I can’t believe it’s effing August 1st already! I would love to know what exactly happened to the month of June. I haven’t been on this blog in so long I can’t even recall what my last post was about. It’s highly likely that I am about to regurgitate some old stuff in this post.

I have a job. Well, I have two jobs. Okay, three. I have three jobs. Two of these jobs pay money. The third pays in piles of laundry, dirty dishes, toothpaste explosions and dog vomit on the floor.

I started the first paying job just before the end of the school year for the kids. I had lots of guilt about not being the parent to drop them off at school or even pick them up some days. By the time I got home it was time to sit down and eat and then begin the evening routine of clean up and baths and a chapter of Harry Potter before bed.
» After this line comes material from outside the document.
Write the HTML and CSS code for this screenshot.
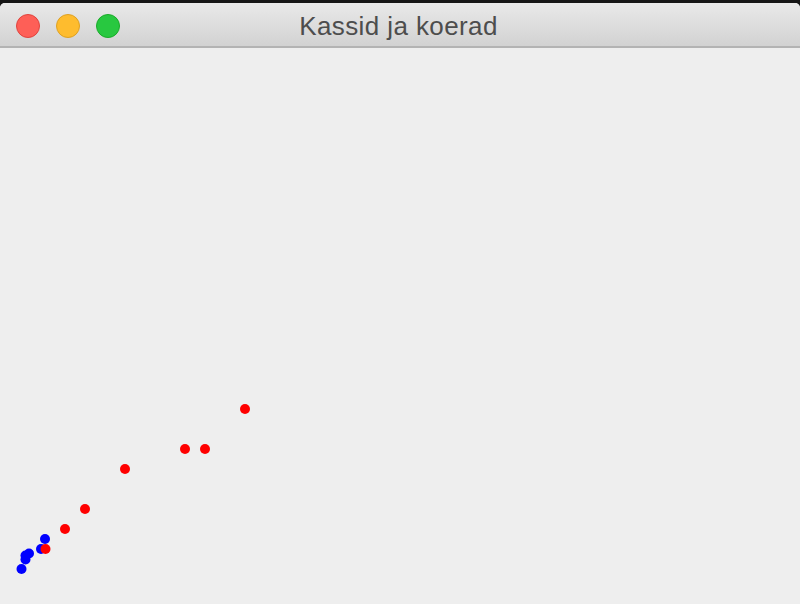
FILE: index.html
```html
<!DOCTYPE html>
<html>
<head>
<meta charset="utf-8">
<link rel="stylesheet" href="styles.css">
</head>
<body>
<div class="window">
  <div class="titlebar">
    <div class="lights">
      <span class="light red"></span>
      <span class="light yellow"></span>
      <span class="light green"></span>
    </div>
    <div class="title">Kassid ja koerad</div>
  </div>
  <div class="content">
    <svg class="canvas" width="800" height="556" viewBox="0 48 800 556">
      <g fill="#ff0000">
        <circle cx="245" cy="409" r="5"/>
        <circle cx="185" cy="449" r="5"/>
        <circle cx="205" cy="449" r="5"/>
        <circle cx="125" cy="469" r="5"/>
        <circle cx="85" cy="509" r="5"/>
        <circle cx="65" cy="529" r="5"/>
      </g>
      <g fill="#0000ff">
        <circle cx="45" cy="539" r="5"/>
        <circle cx="41" cy="549" r="5"/>
        <circle cx="29" cy="553.5" r="5"/>
        <circle cx="25.5" cy="555.5" r="5"/>
        <circle cx="25.5" cy="559.5" r="5"/>
        <circle cx="21.5" cy="569" r="5"/>
      </g>
      <circle cx="45.5" cy="549" r="5" fill="#ff0000"/>
    </svg>
  </div>
</div>
</body>
</html>
```

FILE: styles.css
```css
html, body {
  margin: 0;
  padding: 0;
  width: 800px;
  height: 604px;
  overflow: hidden;
  background: #161616;
}
.window {
  margin-top: 3px;
  height: 601px;
  display: flex;
  flex-direction: column;
  background: #eeeeee;
  border-radius: 5px 5px 0 0;
  overflow: hidden;
}
.titlebar {
  position: relative;
  height: 43px;
  flex: 0 0 auto;
  background: linear-gradient(#e9e9e9, #d2d2d2);
  border-bottom: 2px solid #b3b3b3;
  display: flex;
  align-items: center;
  justify-content: center;
}
.lights {
  position: absolute;
  left: 16px;
  top: 11px;
  display: flex;
  gap: 16px;
}
.light {
  width: 24px;
  height: 24px;
  border-radius: 50%;
  box-sizing: border-box;
}
.red { background: #fe5f57; border: 1px solid #e0443e; }
.yellow { background: #febc2e; border: 1px solid #dea123; }
.green { background: #28c840; border: 1px solid #1aab29; }
.title {
  font-family: "Liberation Sans", Arial, sans-serif;
  font-size: 26px;
  letter-spacing: 0.4px;
  color: #4d4d4d;
  margin-top: 4px;
  margin-left: -3px;
}
.content {
  flex: 1 1 auto;
  background: #eeeeee;
}
.canvas {
  display: block;
}
```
Then the kids were asleep. It felt awful. Almost every night someone was crying because I wasn’t taking them to school or picking them up. They were telling me they hated that I was working.

The guilt creeps in. Bastard.

Three weeks into the new job, I get another job. This job is great. I am really enjoying it so far. It’s been an intense first two weeks of this job. Mix in I have also been working at the other paying job until they can replace me. I went two weeks straight with only two days off. Sure to some that’s no big deal. However, when you haven’t been working full time outside of the home on top of full time inside the home, it makes for a hellish two weeks.
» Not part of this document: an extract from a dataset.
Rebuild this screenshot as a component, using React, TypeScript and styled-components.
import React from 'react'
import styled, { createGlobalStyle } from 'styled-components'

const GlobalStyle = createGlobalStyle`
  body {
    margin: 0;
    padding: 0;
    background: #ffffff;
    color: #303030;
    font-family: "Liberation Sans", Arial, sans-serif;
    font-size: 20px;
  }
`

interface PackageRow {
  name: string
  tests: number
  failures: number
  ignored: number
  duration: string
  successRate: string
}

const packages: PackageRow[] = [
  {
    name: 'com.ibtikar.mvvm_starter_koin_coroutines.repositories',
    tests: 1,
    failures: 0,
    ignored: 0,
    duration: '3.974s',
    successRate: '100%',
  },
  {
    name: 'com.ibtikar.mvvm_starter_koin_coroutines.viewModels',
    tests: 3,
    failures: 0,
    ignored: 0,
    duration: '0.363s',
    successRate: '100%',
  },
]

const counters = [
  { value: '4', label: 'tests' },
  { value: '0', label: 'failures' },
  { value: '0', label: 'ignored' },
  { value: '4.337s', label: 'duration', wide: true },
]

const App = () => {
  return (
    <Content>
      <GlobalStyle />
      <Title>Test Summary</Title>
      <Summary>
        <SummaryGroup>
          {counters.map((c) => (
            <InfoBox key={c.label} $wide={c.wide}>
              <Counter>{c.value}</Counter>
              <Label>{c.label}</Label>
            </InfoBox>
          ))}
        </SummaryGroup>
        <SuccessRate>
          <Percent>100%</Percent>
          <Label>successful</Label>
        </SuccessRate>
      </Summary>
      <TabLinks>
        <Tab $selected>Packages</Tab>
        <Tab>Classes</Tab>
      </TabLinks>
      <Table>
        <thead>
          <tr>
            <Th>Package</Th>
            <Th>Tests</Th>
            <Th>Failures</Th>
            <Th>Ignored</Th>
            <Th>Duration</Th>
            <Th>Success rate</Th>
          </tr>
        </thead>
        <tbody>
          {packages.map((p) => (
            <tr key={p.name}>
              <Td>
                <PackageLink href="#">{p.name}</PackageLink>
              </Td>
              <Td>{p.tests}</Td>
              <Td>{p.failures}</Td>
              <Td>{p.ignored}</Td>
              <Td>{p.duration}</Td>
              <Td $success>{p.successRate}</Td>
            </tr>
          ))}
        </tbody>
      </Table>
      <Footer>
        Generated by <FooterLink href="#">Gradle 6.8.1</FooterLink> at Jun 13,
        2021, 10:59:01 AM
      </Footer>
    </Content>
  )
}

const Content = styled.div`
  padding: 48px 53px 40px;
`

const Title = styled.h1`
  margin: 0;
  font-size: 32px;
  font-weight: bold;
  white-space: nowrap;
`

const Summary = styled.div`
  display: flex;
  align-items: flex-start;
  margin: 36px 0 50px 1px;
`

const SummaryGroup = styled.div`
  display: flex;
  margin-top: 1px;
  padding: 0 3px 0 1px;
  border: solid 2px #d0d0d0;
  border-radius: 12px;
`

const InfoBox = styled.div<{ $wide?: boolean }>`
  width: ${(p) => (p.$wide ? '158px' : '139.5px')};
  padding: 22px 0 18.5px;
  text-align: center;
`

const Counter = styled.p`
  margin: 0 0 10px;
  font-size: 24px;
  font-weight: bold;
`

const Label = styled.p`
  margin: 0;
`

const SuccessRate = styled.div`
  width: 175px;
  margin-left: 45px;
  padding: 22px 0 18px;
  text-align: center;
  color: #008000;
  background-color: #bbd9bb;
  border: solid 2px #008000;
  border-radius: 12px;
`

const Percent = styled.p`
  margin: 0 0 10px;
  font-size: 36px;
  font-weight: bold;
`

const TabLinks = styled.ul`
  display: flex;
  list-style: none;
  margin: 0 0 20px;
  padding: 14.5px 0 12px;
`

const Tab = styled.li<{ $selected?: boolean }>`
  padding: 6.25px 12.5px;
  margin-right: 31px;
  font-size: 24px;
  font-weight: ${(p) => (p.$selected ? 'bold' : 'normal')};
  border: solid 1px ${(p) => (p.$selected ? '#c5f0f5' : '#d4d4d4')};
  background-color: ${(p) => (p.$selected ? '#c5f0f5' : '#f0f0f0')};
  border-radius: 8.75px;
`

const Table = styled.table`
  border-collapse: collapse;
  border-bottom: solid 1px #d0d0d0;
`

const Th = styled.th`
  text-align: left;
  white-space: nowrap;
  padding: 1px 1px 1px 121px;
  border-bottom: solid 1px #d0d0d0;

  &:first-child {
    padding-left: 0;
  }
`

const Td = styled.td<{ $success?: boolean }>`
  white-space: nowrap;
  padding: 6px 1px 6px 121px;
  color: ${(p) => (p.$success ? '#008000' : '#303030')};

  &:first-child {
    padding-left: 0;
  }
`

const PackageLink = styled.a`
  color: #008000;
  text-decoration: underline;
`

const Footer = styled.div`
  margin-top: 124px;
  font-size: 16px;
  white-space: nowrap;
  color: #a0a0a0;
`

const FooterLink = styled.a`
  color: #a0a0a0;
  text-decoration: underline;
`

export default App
More tears. More piles of laundry. Dinners not made so takeout needs to be ordered. More tears and begging Mommy not to go to work.

Guilt. Guilt. GUILT!

I want to be there for them all the time. I want to be the one who takes them to school and gives them hugs and kisses. I want to wish them a good day and wave thirteen thousand times to them as I walk away. I want to be the one to greet them after school and hear all about how awesome or terrible their day was. I want to cheer them on or be there to pick up the pieces.

Going back to work is the pits. This week will be interesting as it will be my first, of many, evening shifts. I won’t be there to tuck them in, read Harry Potter, find missing stuffies.

The husband is perfectly capable of doing these things. So it’s not like I’m worried about that. It’s hard because for the last 8 years this has been my job. My job is the home. The kids. The dog. Everything. Trying to find balance again is taking some work. I am very thankful that my job is casual. I can pick up lots of shift or take no shifts. I think once I am in the game a bit more the kids will start to feel balance coming back as well.

The guilt is crappy. I want to give them just about everything and anything they want. Thankfully I am not a complete idiot either. I am loving this job. I am thrilled to have this opportunity and down the road I think some better jobs will come from it. The mom guilt is just going to have to be dealt with the best I can.

Tomorrow we are going out as a family. Something we haven’t been able to do in almost a month. I can’t wait and the fun part is the kids have no idea that we are going. I enjoy surprising them! Off to the Science Centre in Michigan!

I have some fun idea of things the kids and I can do on the days that I am off and I hope that this will help them see that they are still very important to me.